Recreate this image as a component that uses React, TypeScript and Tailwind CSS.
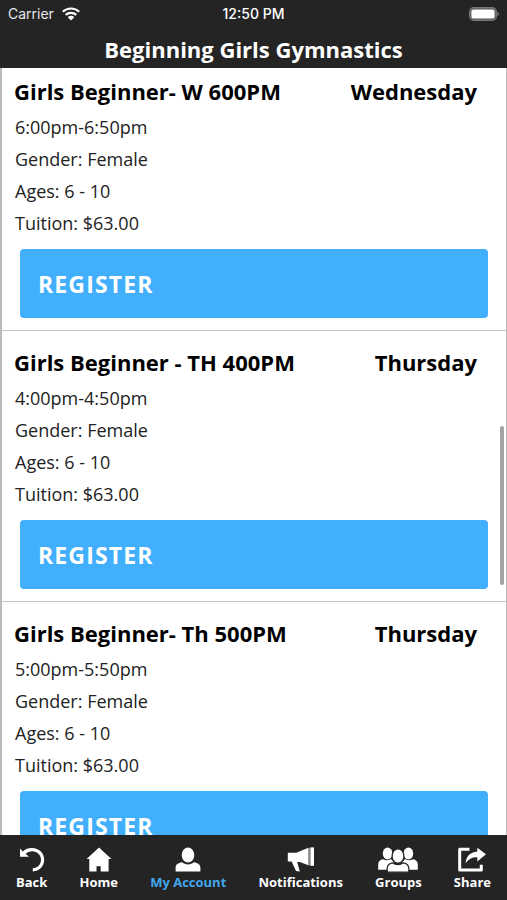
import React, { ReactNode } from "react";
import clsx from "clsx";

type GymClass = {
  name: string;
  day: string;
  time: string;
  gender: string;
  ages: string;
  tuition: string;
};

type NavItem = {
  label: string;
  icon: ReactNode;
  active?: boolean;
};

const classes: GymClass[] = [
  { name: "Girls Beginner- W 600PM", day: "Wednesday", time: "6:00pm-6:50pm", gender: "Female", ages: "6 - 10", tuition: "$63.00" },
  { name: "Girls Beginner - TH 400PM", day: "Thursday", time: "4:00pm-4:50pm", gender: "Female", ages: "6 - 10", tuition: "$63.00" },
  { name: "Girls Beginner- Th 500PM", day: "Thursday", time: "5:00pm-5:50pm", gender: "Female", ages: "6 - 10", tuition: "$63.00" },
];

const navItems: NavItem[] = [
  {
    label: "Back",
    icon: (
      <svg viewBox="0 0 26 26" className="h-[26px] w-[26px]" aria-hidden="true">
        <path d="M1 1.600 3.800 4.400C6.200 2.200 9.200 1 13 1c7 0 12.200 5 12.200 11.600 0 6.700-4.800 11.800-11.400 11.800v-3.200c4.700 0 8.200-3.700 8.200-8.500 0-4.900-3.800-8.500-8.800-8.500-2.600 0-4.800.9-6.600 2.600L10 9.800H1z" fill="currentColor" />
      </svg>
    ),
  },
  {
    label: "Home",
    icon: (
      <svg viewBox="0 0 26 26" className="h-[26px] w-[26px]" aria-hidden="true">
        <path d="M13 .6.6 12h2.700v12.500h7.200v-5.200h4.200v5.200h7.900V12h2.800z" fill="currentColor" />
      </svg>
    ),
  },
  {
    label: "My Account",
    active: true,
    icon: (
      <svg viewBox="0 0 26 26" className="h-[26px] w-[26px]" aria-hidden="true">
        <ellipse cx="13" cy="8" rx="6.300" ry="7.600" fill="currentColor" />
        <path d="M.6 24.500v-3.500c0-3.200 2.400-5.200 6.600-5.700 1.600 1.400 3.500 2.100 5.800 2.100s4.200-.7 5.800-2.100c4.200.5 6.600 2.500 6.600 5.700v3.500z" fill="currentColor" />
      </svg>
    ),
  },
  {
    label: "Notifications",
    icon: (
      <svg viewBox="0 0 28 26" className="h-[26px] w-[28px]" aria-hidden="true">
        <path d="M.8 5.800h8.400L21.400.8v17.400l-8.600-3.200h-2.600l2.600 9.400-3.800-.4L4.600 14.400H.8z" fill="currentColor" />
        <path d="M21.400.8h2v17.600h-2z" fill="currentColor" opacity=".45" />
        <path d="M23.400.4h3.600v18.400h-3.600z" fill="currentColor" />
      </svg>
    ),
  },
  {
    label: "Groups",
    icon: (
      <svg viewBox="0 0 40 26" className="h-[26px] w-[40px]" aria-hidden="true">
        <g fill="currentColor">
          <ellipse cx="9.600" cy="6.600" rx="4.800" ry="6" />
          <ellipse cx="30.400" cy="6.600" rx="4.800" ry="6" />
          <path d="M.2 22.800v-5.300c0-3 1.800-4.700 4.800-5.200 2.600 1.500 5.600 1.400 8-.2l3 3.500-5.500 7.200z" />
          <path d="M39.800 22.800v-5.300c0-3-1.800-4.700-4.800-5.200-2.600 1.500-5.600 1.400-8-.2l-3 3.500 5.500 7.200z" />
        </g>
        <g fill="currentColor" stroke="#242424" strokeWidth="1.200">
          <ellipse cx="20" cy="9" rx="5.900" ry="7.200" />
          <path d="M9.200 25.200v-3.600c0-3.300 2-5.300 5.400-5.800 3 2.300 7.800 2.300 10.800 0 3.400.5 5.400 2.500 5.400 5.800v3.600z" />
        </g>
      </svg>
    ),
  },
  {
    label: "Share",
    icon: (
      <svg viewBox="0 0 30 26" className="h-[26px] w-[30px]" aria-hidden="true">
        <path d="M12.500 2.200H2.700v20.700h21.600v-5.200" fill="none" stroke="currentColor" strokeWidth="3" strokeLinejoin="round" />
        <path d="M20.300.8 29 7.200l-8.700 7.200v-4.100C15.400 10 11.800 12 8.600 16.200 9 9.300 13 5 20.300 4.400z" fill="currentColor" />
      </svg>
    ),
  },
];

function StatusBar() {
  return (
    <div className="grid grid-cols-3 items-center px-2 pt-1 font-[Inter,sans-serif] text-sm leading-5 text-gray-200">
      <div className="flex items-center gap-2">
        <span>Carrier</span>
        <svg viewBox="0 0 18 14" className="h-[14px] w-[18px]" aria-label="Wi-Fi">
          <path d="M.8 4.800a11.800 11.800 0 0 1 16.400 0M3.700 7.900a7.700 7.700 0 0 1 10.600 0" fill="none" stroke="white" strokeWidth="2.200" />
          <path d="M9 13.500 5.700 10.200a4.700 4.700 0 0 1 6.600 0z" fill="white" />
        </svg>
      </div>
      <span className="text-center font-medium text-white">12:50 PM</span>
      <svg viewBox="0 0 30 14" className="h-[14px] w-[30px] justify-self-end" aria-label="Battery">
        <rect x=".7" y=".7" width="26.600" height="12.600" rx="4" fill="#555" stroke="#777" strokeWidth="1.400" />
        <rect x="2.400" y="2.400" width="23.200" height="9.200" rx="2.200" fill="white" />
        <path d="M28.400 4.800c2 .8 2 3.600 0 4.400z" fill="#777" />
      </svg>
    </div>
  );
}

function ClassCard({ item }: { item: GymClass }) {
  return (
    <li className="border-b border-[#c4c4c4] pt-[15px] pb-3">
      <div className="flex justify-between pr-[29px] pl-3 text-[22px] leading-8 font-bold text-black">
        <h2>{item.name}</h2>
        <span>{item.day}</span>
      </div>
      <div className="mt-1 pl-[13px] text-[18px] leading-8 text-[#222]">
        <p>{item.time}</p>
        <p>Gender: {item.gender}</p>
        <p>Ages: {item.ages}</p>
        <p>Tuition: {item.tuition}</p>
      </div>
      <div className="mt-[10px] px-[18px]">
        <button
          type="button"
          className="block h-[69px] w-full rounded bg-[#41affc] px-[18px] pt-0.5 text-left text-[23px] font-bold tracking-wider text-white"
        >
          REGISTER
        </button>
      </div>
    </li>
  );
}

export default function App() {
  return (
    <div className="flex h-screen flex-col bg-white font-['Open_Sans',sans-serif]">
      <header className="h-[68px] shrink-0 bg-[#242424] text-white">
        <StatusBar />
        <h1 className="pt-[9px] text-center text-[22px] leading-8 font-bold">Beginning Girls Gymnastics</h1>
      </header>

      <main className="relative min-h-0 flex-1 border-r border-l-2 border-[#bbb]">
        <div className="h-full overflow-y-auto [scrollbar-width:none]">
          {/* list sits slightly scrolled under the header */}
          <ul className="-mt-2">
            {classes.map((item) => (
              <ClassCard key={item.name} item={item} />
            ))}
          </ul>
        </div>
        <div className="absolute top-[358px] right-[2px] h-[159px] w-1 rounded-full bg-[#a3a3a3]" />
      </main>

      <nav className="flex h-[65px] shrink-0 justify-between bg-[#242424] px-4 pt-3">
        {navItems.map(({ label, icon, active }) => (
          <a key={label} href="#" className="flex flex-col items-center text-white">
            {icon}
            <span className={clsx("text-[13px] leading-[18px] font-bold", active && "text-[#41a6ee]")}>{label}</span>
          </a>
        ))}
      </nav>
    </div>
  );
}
****************
INSTRUCTIONS FOR THE TASK = Output all of the data exactly as it stands, minus any images.

EXERCISE RESPONSE =
Recreate this image as a component that uses React, TypeScript and Tailwind CSS.
import React, { ReactNode } from "react";
import clsx from "clsx";

type GymClass = {
  name: string;
  day: string;
  time: string;
  gender: string;
  ages: string;
  tuition: string;
};

type NavItem = {
  label: string;
  icon: ReactNode;
  active?: boolean;
};

const classes: GymClass[] = [
  { name: "Girls Beginner- W 600PM", day: "Wednesday", time: "6:00pm-6:50pm", gender: "Female", ages: "6 - 10", tuition: "$63.00" },
  { name: "Girls Beginner - TH 400PM", day: "Thursday", time: "4:00pm-4:50pm", gender: "Female", ages: "6 - 10", tuition: "$63.00" },
  { name: "Girls Beginner- Th 500PM", day: "Thursday", time: "5:00pm-5:50pm", gender: "Female", ages: "6 - 10", tuition: "$63.00" },
];

const navItems: NavItem[] = [
  {
    label: "Back",
    icon: (
      <svg viewBox="0 0 26 26" className="h-[26px] w-[26px]" aria-hidden="true">
        <path d="M1 1.600 3.800 4.400C6.200 2.200 9.200 1 13 1c7 0 12.200 5 12.200 11.600 0 6.700-4.800 11.800-11.400 11.800v-3.200c4.700 0 8.200-3.700 8.200-8.500 0-4.900-3.800-8.500-8.800-8.500-2.600 0-4.800.9-6.600 2.600L10 9.800H1z" fill="currentColor" />
      </svg>
    ),
  },
  {
    label: "Home",
    icon: (
      <svg viewBox="0 0 26 26" className="h-[26px] w-[26px]" aria-hidden="true">
        <path d="M13 .6.6 12h2.700v12.500h7.200v-5.200h4.200v5.200h7.900V12h2.800z" fill="currentColor" />
      </svg>
    ),
  },
  {
    label: "My Account",
    active: true,
    icon: (
      <svg viewBox="0 0 26 26" className="h-[26px] w-[26px]" aria-hidden="true">
        <ellipse cx="13" cy="8" rx="6.300" ry="7.600" fill="currentColor" />
        <path d="M.6 24.500v-3.500c0-3.200 2.400-5.200 6.600-5.700 1.600 1.400 3.500 2.100 5.800 2.100s4.200-.7 5.800-2.100c4.200.5 6.600 2.500 6.600 5.700v3.500z" fill="currentColor" />
      </svg>
    ),
  },
  {
    label: "Notifications",
    icon: (
      <svg viewBox="0 0 28 26" className="h-[26px] w-[28px]" aria-hidden="true">
        <path d="M.8 5.800h8.400L21.400.8v17.400l-8.600-3.200h-2.600l2.600 9.400-3.800-.4L4.600 14.400H.8z" fill="currentColor" />
        <path d="M21.400.8h2v17.600h-2z" fill="currentColor" opacity=".45" />
        <path d="M23.400.4h3.600v18.400h-3.600z" fill="currentColor" />
      </svg>
    ),
  },
  {
    label: "Groups",
    icon: (
      <svg viewBox="0 0 40 26" className="h-[26px] w-[40px]" aria-hidden="true">
        <g fill="currentColor">
          <ellipse cx="9.600" cy="6.600" rx="4.800" ry="6" />
          <ellipse cx="30.400" cy="6.600" rx="4.800" ry="6" />
          <path d="M.2 22.800v-5.300c0-3 1.800-4.700 4.800-5.200 2.600 1.500 5.600 1.400 8-.2l3 3.500-5.500 7.200z" />
          <path d="M39.800 22.800v-5.300c0-3-1.800-4.700-4.800-5.200-2.600 1.500-5.600 1.400-8-.2l-3 3.500 5.500 7.200z" />
        </g>
        <g fill="currentColor" stroke="#242424" strokeWidth="1.200">
          <ellipse cx="20" cy="9" rx="5.900" ry="7.200" />
          <path d="M9.200 25.200v-3.600c0-3.300 2-5.300 5.400-5.800 3 2.300 7.800 2.300 10.800 0 3.400.5 5.400 2.500 5.400 5.800v3.600z" />
        </g>
      </svg>
    ),
  },
  {
    label: "Share",
    icon: (
      <svg viewBox="0 0 30 26" className="h-[26px] w-[30px]" aria-hidden="true">
        <path d="M12.500 2.200H2.700v20.700h21.600v-5.200" fill="none" stroke="currentColor" strokeWidth="3" strokeLinejoin="round" />
        <path d="M20.300.8 29 7.200l-8.700 7.200v-4.100C15.400 10 11.800 12 8.600 16.200 9 9.300 13 5 20.300 4.400z" fill="currentColor" />
      </svg>
    ),
  },
];

function StatusBar() {
  return (
    <div className="grid grid-cols-3 items-center px-2 pt-1 font-[Inter,sans-serif] text-sm leading-5 text-gray-200">
      <div className="flex items-center gap-2">
        <span>Carrier</span>
        <svg viewBox="0 0 18 14" className="h-[14px] w-[18px]" aria-label="Wi-Fi">
          <path d="M.8 4.800a11.800 11.800 0 0 1 16.400 0M3.700 7.900a7.700 7.700 0 0 1 10.600 0" fill="none" stroke="white" strokeWidth="2.200" />
          <path d="M9 13.500 5.700 10.200a4.700 4.700 0 0 1 6.600 0z" fill="white" />
        </svg>
      </div>
      <span className="text-center font-medium text-white">12:50 PM</span>
      <svg viewBox="0 0 30 14" className="h-[14px] w-[30px] justify-self-end" aria-label="Battery">
        <rect x=".7" y=".7" width="26.600" height="12.600" rx="4" fill="#555" stroke="#777" strokeWidth="1.400" />
        <rect x="2.400" y="2.400" width="23.200" height="9.200" rx="2.200" fill="white" />
        <path d="M28.400 4.800c2 .8 2 3.600 0 4.400z" fill="#777" />
      </svg>
    </div>
  );
}

function ClassCard({ item }: { item: GymClass }) {
  return (
    <li className="border-b border-[#c4c4c4] pt-[15px] pb-3">
      <div className="flex justify-between pr-[29px] pl-3 text-[22px] leading-8 font-bold text-black">
        <h2>{item.name}</h2>
        <span>{item.day}</span>
      </div>
      <div className="mt-1 pl-[13px] text-[18px] leading-8 text-[#222]">
        <p>{item.time}</p>
        <p>Gender: {item.gender}</p>
        <p>Ages: {item.ages}</p>
        <p>Tuition: {item.tuition}</p>
      </div>
      <div className="mt-[10px] px-[18px]">
        <button
          type="button"
          className="block h-[69px] w-full rounded bg-[#41affc] px-[18px] pt-0.5 text-left text-[23px] font-bold tracking-wider text-white"
        >
          REGISTER
        </button>
      </div>
    </li>
  );
}

export default function App() {
  return (
    <div className="flex h-screen flex-col bg-white font-['Open_Sans',sans-serif]">
      <header className="h-[68px] shrink-0 bg-[#242424] text-white">
        <StatusBar />
        <h1 className="pt-[9px] text-center text-[22px] leading-8 font-bold">Beginning Girls Gymnastics</h1>
      </header>

      <main className="relative min-h-0 flex-1 border-r border-l-2 border-[#bbb]">
        <div className="h-full overflow-y-auto [scrollbar-width:none]">
          {/* list sits slightly scrolled under the header */}
          <ul className="-mt-2">
            {classes.map((item) => (
              <ClassCard key={item.name} item={item} />
            ))}
          </ul>
        </div>
        <div className="absolute top-[358px] right-[2px] h-[159px] w-1 rounded-full bg-[#a3a3a3]" />
      </main>

      <nav className="flex h-[65px] shrink-0 justify-between bg-[#242424] px-4 pt-3">
        {navItems.map(({ label, icon, active }) => (
          <a key={label} href="#" className="flex flex-col items-center text-white">
            {icon}
            <span className={clsx("text-[13px] leading-[18px] font-bold", active && "text-[#41a6ee]")}>{label}</span>
          </a>
        ))}
      </nav>
    </div>
  );
}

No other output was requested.